Before he died, he wrote a massive work comprising of five parts and published them in his 8 volume book entitled “Oud en Nieuw Oost-Indien” (“Old and New East-India”) where he described about the history of the Dutch East India Company and about other countries of the Far East. In those eight volume works, there were also many illustrations including the most up to date then map of the Indies which he had accessed from the company VOC. He also referred to many other writers’ research and works. Valentijn’s work was published between 1724 and 1726.
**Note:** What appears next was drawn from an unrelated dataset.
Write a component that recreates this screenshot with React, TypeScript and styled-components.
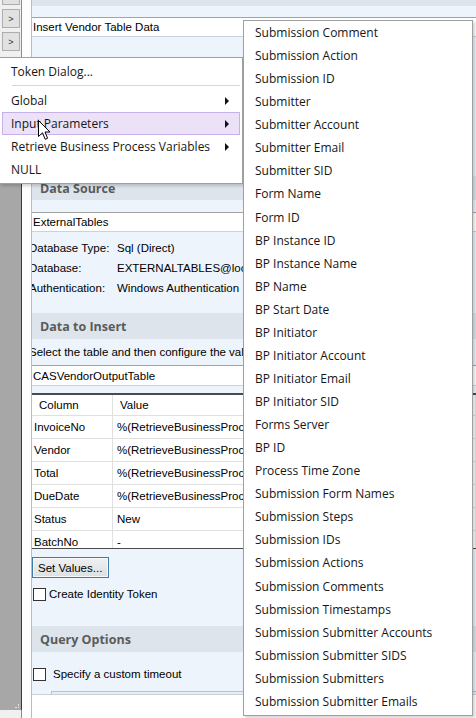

A part of his works which contained information and description about Borneo and Brunei was translated by S.A. Dovey and was published in The Brunei Museum Journal Volume 4 Number 2 (1978). These were obtained from the first three chapters of Vol. III Pt. 2 from a photostat copy provided by the London University. It is not known whether Valentijn himself came to Brunei or whether he obtained the information from another traveler.
Of Borneo, Valentijn wrote that “… there are four or five kings and the same number of capital cities. They are known as the Kingdoms of Banjar Massin, of Sucadana, of Landa, of Sambas, of Hermata, of Jathoe and of Borneo …”
Valentijn noted that the King of Banjar Massin thought himself to be the “… most powerful and well known …” as the “… King of Banjar Massin calls himself Emperor of Borneo … although he has no power over the other kings … from time to time he has tried to overpower the King of Succadana …”
For Brunei, Valentijn wrote “... further north or rather N.N.W. resides the King of Borneo in a village of the same name. This village is also situated on a very large river with a collosal bay, protected to the east and west by a reef with 3 small islands just in front of it. There are another three islands 12½ miles outside the reef, Poelo Tiga and another one named Monpaciam as well as a small unnamed island. Near these island is another reef extending itself in northeasterly-northwesterly directions …”
According to the notes in The Brunei Museum Journal, Valentijn mistakenly identify Poelo Tiga or Tigaon for Labuan when he described Poelo Tiga. Monpaciam according to the same notes in The Museum Journal referred to Pulau Keraman.
Valentijn also wrote that the King of Borneo was considered by some people as “… the head king of the island and his village the capital city. This village is situate in a large swamp, which is inundated most of the time, so that it is necessary to use boats to reach the houses, about 2,000 – 3,000 in number, which are made of wood. The people are armed with bows and arrows. Whoever gets hit by their arrows is usually a dead man. They are strong, well-built men …”
According to Valentijn, Brunei was considered the richest kingdom in the whole island of Borneo. He wrote that “… the general opinion is that the people of the village of Borneo are the richest of the whole island, not only because of the presence of large quantities of gold, but also because the quality of this gold is higher, being of a purer and better alloy then found anywhere else. They also have the best camphor in the whole of Indies and other sought after riches, which are profitably traded, either for money or cloth …”
Valentijn also noted that the boats or perahus of Brunei were beautiful and strong and had an interesting design with a large tent in the middle. His description runs as follows “… the people of Borneo also have extremely beautiful strong prahus some of them 8 to 10 feet in width and 40 to 50 feet long with a large tent built in the middle and manned by 30 to 40 seamen …” This boat design is reminiscent of the Sultan Bolkiah ship design which is depicted at the lagoon of the Sultan Omar Ali Saifuddien mosque.
The most significant change between what was identified by Pigafetta and Valentijn is the number of houses in Kampong Ayer. Pigafetta in 1521 said that there were about 25,000 families but by 1700, Valentijn recorded only about two to three thousand houses.
Valentijn also wrote about another much earlier visit by another Dutchman by the name of Olivier van Noord in 1600. That visit will be covered in a future column.
S.A. Dovey, 1978. Valentyn’s Borneo. Translated from Oud en Nieuw Oost Indien published 1724 – 1726. The Brunei Museum Journal Volume 4 Number 2, 1978.
Rozan Yunos, 2011. Antonio Pigafetta, Brunei’s 16th Century Chronicler. The Brunei Times, 13th June 2011.
Wikipedia, 2012. Francois Valentijn. Wikipedia article retrieved on 5th May 2012.